Its convenient location and significant road frontage offer potential for further subdivision (subject to council approval).
Mr Medway said Mount Henry will suit a number of buyers.
“There will be interest from existing businesses seeking scale and from Sydney investors who can employ local managers to handle those assets.”
Expressions of interest close on November 15.
Col Medway believes the second property, the impeccably maintained Raeburn, located within the Breadalbane Plain – a two-hour freeway drive from Sydney – will make more than $5.5 million when offered for auction on November 14.
Raeburn once formed part of the massive Chisolm estate which spanned more than 16,000 hectares in the Goulburn district.
Robert and Loris Kilby have owned the property since the 1980s but have now decided to retire. The 680ha operation comprises 444ha of arable grazing land rising to undulating grazing areas supporting 6550 DSE.
Raeburn is well watered by a 5.4km double frontage to Hannan’s Creek (headwaters of the Lachlan River) and 18 dams.
Ruralco Property GDL Real Estate will auction the multi-purpose Cunnamulla district irrigation and grazing property Melrose on October 26.
The 1364ha holding, pictured below, boasts substantial water capacity and reliability with an 1150mgl annual weir licence, a 1644mgl nominal volume flood harvesting licence and a 1000mgl water storage dam.
Selling agent Nick Dunsdon said Melrose was like no other farm west of St George.
“The Cunnamulla Weir on the Warrego River is more reliable than the Gwydir and the Border Rivers offering flexibility and unrivalled diversity in south-west Queensland.
Mr Dunsdon said Melrose also boasts excellent location and access to markets. It is primarily used to produce fodder, finish lambs and background weaner cattle, with a portion of country organically certified. However, in the past, Melrose has grown numerous broadacre crops, as well as table grapes, rock melons and onions.
Despite this year’s raging drought, the property will turn off more than 3000 bales of hay.
While the property is bare of cattle due to the current seasonal conditions, Mr Dunsdon said grazing compliments the farming side of Melrose.
“The balance of country is perfect for trading and finishing. The property has been fenced to handle cattle and or sheep. It is a unique and flexible operation.”
The Dunsdon family, which has owned Melrose since 2005, is selling to dissolve a 45-year partnership. The vendors are offering early access to the incoming purchaser, as well as the first offer on various plant and machinery.
The sale will also include early access to 110ha of irrigated oats and 50ha of millet.

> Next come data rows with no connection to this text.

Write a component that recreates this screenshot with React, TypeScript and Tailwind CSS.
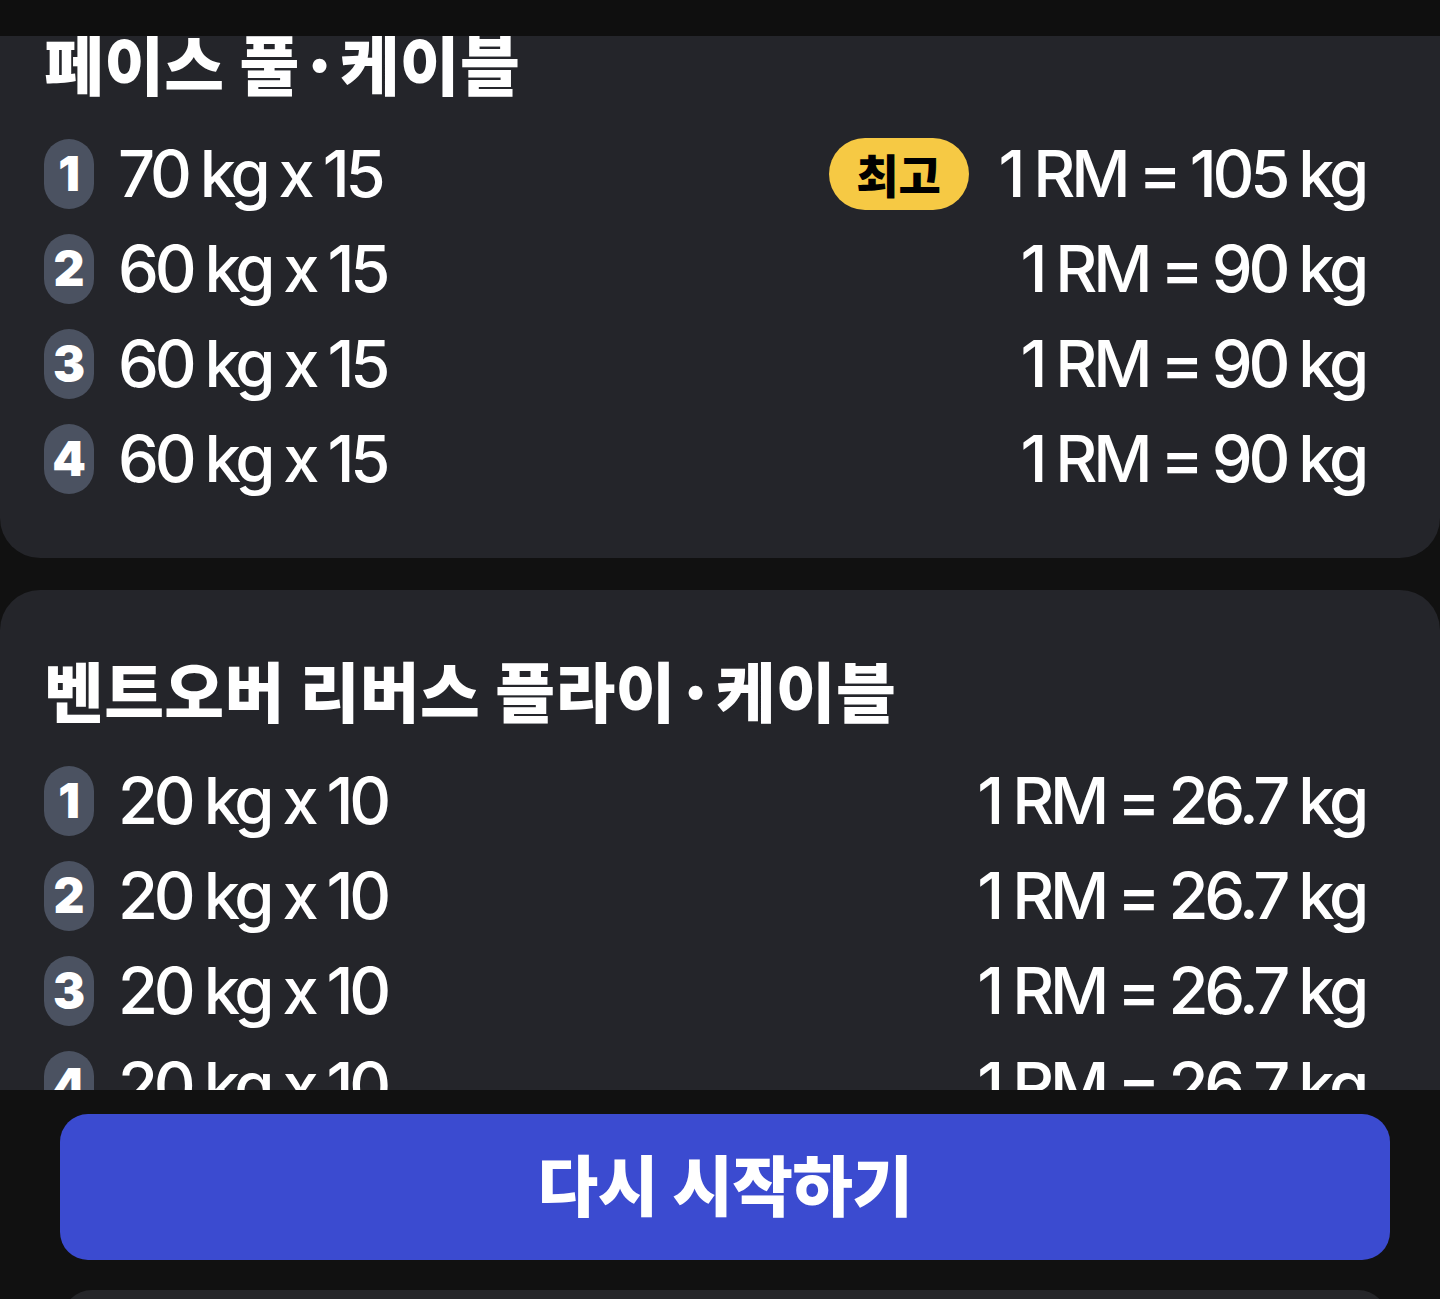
const latin = "font-['Inter','Noto_Sans_CJK_KR',sans-serif]";
const korean = "font-['Noto_Sans_CJK_KR',sans-serif]";

type SetRow = { n: number; weight: string; reps: number; rm: string; best?: boolean };

const exercises: { title: string; sets: SetRow[] }[] = [
  {
    title: "페이스 풀·케이블",
    sets: [
      { n: 1, weight: "70", reps: 15, rm: "105", best: true },
      { n: 2, weight: "60", reps: 15, rm: "90" },
      { n: 3, weight: "60", reps: 15, rm: "90" },
      { n: 4, weight: "60", reps: 15, rm: "90" },
    ],
  },
  {
    title: "벤트오버 리버스 플라이·케이블",
    sets: [
      { n: 1, weight: "20", reps: 10, rm: "26.7" },
      { n: 2, weight: "20", reps: 10, rm: "26.7" },
      { n: 3, weight: "20", reps: 10, rm: "26.7" },
      { n: 4, weight: "20", reps: 10, rm: "26.7" },
    ],
  },
];

function Row({ row }: { row: SetRow }) {
  return (
    <div className="flex h-[95px] items-center justify-between">
      <div className="flex items-center gap-[24px]">
        <span
          className={`flex h-[70px] w-[50px] items-center justify-center rounded-full bg-[#4b5261] text-[48px] font-black leading-none text-white ${latin}`}
        >
          {row.n}
        </span>
        <span
          className={`text-[65px] font-medium leading-none tracking-[-0.065em] [word-spacing:-1px] text-white ${latin}`}
        >
          {row.weight} kg x {row.reps}
        </span>
      </div>
      <div className="flex items-center gap-[30px]">
        {row.best && (
          <span
            className={`flex h-[72px] w-[140px] items-center justify-center rounded-full bg-[#f6c944] text-[46px] font-black text-black ${korean}`}
          >
            최고
          </span>
        )}
        <span
          className={`text-[65px] font-medium leading-none tracking-[-0.065em] [word-spacing:-1px] text-white ${latin}`}
        >
          1 RM = {row.rm} kg
        </span>
      </div>
    </div>
  );
}

function Card({ title, sets, className }: { title: string; sets: SetRow[]; className?: string }) {
  return (
    <section className={`rounded-[40px] bg-[#24252a] pb-[52px] pl-[44px] pr-[75px] pt-[65px] ${className ?? ""}`}>
      <h2
        className={`mb-[18px] h-[80px] whitespace-nowrap text-[65px] font-black leading-[68px] tracking-[0.005em] text-white ${korean}`}
      >
        {title}
      </h2>
      {sets.map((s) => (
        <Row key={s.n} row={s} />
      ))}
    </section>
  );
}

export default function App() {
  return (
    <div className="flex h-[1299px] w-[1440px] flex-col overflow-hidden bg-[#111111]">
      <div className="h-[36px] shrink-0 bg-[#0f0f0f]" />
      <main className="flex flex-1 flex-col gap-[32px] overflow-hidden">
        <Card title={exercises[0].title} sets={exercises[0].sets} className="-mt-[73px]" />
        <Card title={exercises[1].title} sets={exercises[1].sets} />
      </main>
      <footer className="flex h-[209px] shrink-0 flex-col overflow-hidden bg-[#111111] pl-[60px] pr-[50px] pt-[24px]">
        <button
          className={`flex h-[146px] w-full shrink-0 items-center justify-center rounded-[28px] bg-[#3b4bd0] pb-[10px] text-[66px] font-black tracking-[-0.01em] text-white ${korean}`}
        >
          다시 시작하기
        </button>
        <div className="mx-[2px] mt-[30px] h-[40px] shrink-0 rounded-t-[30px] bg-[#252629]" />
      </footer>
    </div>
  );
}
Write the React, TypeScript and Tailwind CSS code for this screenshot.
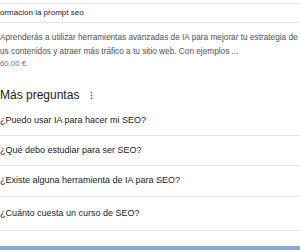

Expressions of interest are being sought for sub-lease or joint management with the existing lessee of extensive Kimberly district, WA cattle property Gibb River Station.
Covering more than 378,000ha, Gibb River Station, pictured below, is held by the Ngallagunda Aboriginal Corporation, and has a potential carrying capacity of more than 9000 cattle units. A muster was last held in 2015, with about 5200 Shorthorn cross cattle mustered.
Existing infrastructure for the property is in poor condition and will require refurbishment to allow herd and industry standard rangeland management to apply. The successful sub-lessee or collaborator with the current lessee will be required to meet infrastructure commitments, minimum conditions for management, training and career opportunities for local people. Importance will be given to a proponent that can evidence an ability to bring investment and capital to the station.
The Lease has an Indigenous Protected Area (IPA) in place and the successful proponent will be required to work with the IPA Wunggurr Rangers. This applies mainly to the protection of cultural sites and waterways.
Handling the lease process is Stuart Reid, Rodgers Reidy, Darwin. Expressions of Interest close on Monday 29 October.